“We can tell you what we want, what we really really want”: Social care, SMEs, and digital technology

Written by Sara Dunn, Owner and MD at Sara Dunn Associates Ltd

“Why can’t social care ‘get’ digital?” I often hear this question, in one way or another, frequently accompanied by a degree of exasperation from the questioner. And I always think, to borrow from Christine Asbury’s excellent DL blog a few weeks ago, that the questioner is looking through the wrong end of the telescope. Because social care does get digital, it is just that, very often, digital does not get social care.

For the last three years I have been evaluating a small-scale Department of Health funded project called Connecting Care. Delivered by technology advice charity Lasa, the aim was to provide 40 small charities in the adult social care sector with strategic ICT support to help them make the best use of digital technology, for their organisation, their staff, and the people using their services.

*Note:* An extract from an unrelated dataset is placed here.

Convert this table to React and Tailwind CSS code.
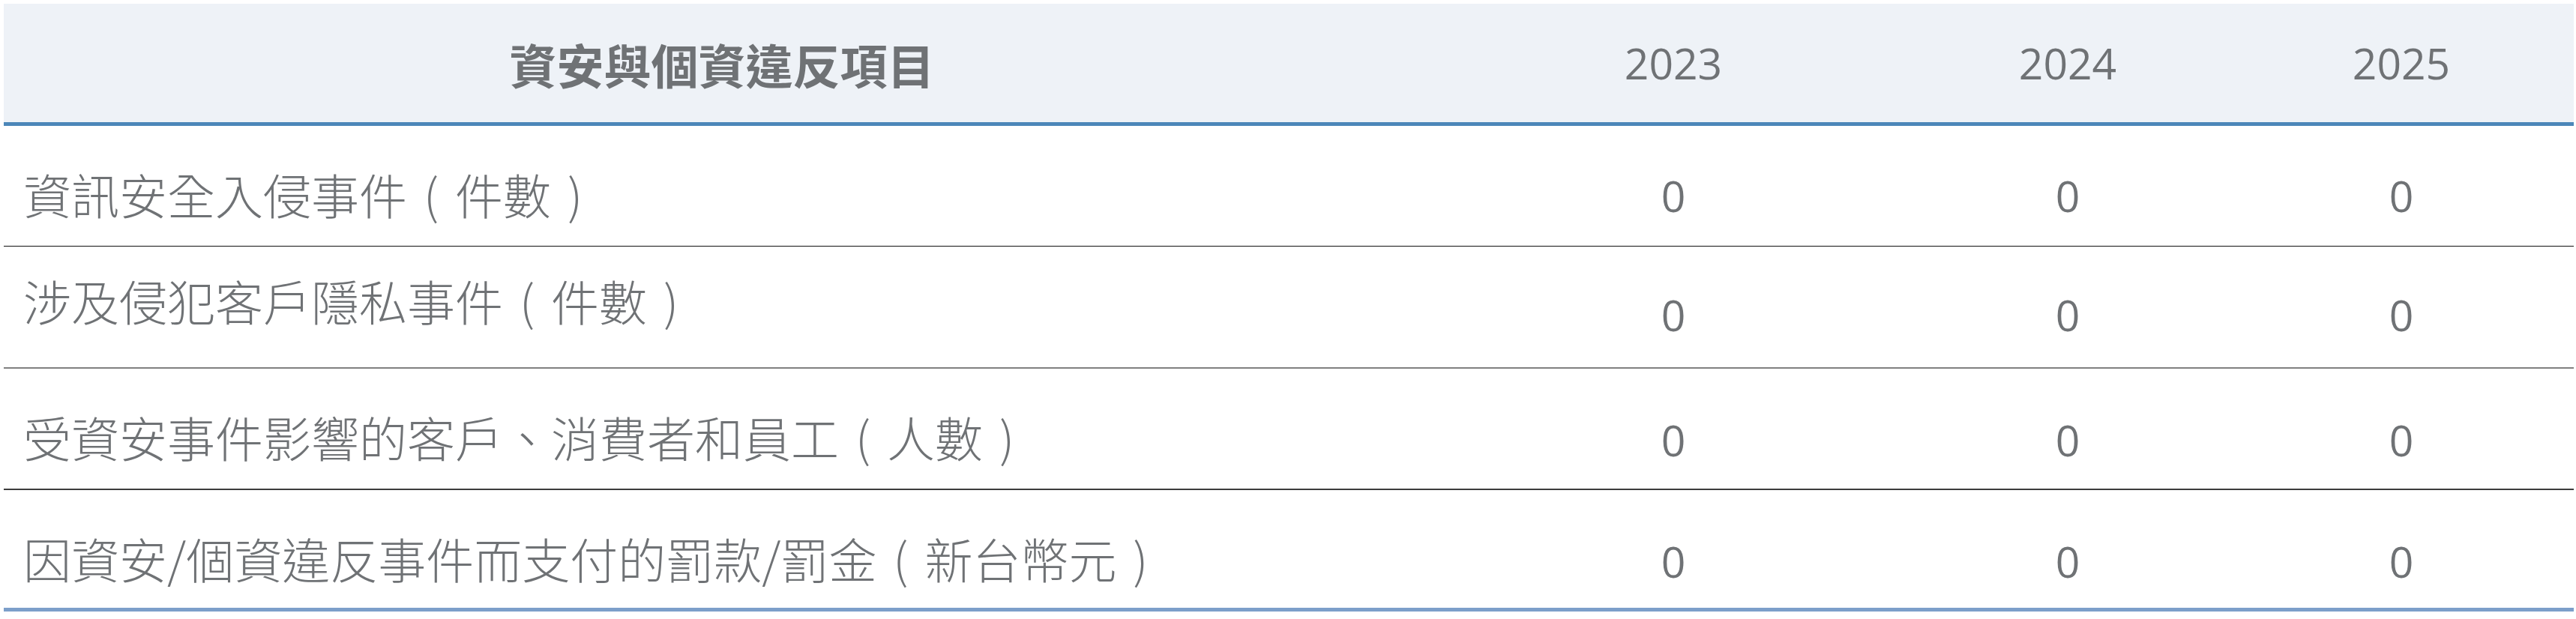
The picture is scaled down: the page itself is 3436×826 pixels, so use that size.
function Label({ text }) {
  const parts = text.split(/([（）])/);
  return (
    <>
      {parts.map((p, i) =>
        p === "（" || p === "）" ? (
          <span key={i} className="inline-block w-[1em] text-center">{p === "（" ? "(" : ")"}</span>
        ) : (
          <span key={i}>{p}</span>
        )
      )}
    </>
  );
}

export default function App() {
  const cjk = { fontFamily: '"Noto Sans CJK TC", "Noto Sans", sans-serif' };
  const num = { fontFamily: '"Open Sans", "Noto Sans", sans-serif' };
  const rows = [
    { label: "資訊安全入侵事件（件數）", h: "h-[161px]", border: "border-b border-[#111111]", lp: "pt-[20px]", np: "pt-[26px]" },
    { label: "涉及侵犯客戶隱私事件（件數）", h: "h-[163px]", border: "border-b-2 border-[#808080]", lp: "pb-[20px]", np: "pt-[22px]" },
    { label: "受資安事件影響的客戶、消費者和員工（人數）", h: "h-[162px]", border: "border-b-2 border-[#3c3c3c]", lp: "pt-[20px]", np: "pt-[30px]" },
    { label: "因資安/個資違反事件而支付的罰款/罰金（新台幣元）", h: "h-[162px]", border: "border-b-[5px] border-[#7c9fca]", lp: "pt-[22px]", np: "pt-[34px]" },
  ];
  return (
    <div className="w-[3436px] h-[826px] bg-white pt-[5px] pl-[5px]">
      <div className="w-[3428px] text-[#6f7275]">
        <div className="grid grid-cols-[1916px_622px_430px_460px] h-[163px] bg-[#eef2f7] border-b-[5px] border-[#4c87b9]">
          <div className="flex items-center justify-center text-[63px] font-bold leading-none" style={cjk}>資安與個資違反項目</div>
          {["2023", "2024", "2025"].map((y) => (
            <div key={y} className="flex items-center justify-center text-[57px] leading-none" style={num}>{y}</div>
          ))}
        </div>
        {rows.map((r, i) => (
          <div key={i} className={`grid grid-cols-[1916px_622px_430px_460px] ${r.h} ${r.border}`}>
            <div className={`flex items-center pl-[26px] text-[64px] font-light leading-none whitespace-nowrap ${r.lp}`} style={cjk}>
              <span><Label text={r.label} /></span>
            </div>
            {[0, 1, 2].map((k) => (
              <div key={k} className={`flex items-center justify-center text-[57px] leading-none ${r.np}`} style={num}>0</div>
            ))}
          </div>
        ))}
      </div>
    </div>
  );
}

One of the clear themes that emerged was how impossibly difficult it is for these organisations to get the support they need to make digital work for them. The care employers I spoke to were all aware that they were behind the curve when it came to the uptake of digital technologies – many of them were deeply worried by it – but they simply did not know how to tackle the problem. Typical stories involved so-called ‘impartial’ tech advice geared to solutions that suited the supplier not the care organisation, well-meaning ‘help’ from “husbands and brothers who usually make things worse”, volunteer IT support workers taking a whole day to connect a new printer and crashing the network in the process. This is the everyday reality of small social care charities, who usually have no in-house IT expertise at either operational or strategic level.

What the Connecting Care participants welcomed with open arms was the Lasa team’s offer of expert, impartial advice, tailored to their organisation, and grounded in an understanding of the priorities, values – and constraints – of voluntary sector social care. Judging by what my informants said, this is as rare as hen’s teeth.

Another striking finding was the enthusiasm with which care staff – sometimes portrayed as mass technophobes – embraced the use of mainstream digital devices… when they can be shown to deliver real benefits to the people they support. Lasa ran ‘show and tell’ sessions for care workers, activity co-ordinators, support staff and volunteers, most of whom were not confident about ‘computers’ (but of course many of whom use smartphones in their personal lives). The sessions focused on the many ways that tablets can be used to support people needing care and support, whether it be for communication, reminiscence, specialist medical apps, or just getting news on demand. One social care employer talked of a previously techno-sceptic care manager who left one of these sessions with a tablet on her shopping list.

So, it would seem that in order to ‘get digital’, social care wants free or low-cost, impartial advice about technology, and help to use that technology for the benefit of people needing care and support. If the digital technology industry can’t provide that, the shortcoming lies with the industry, not with social care.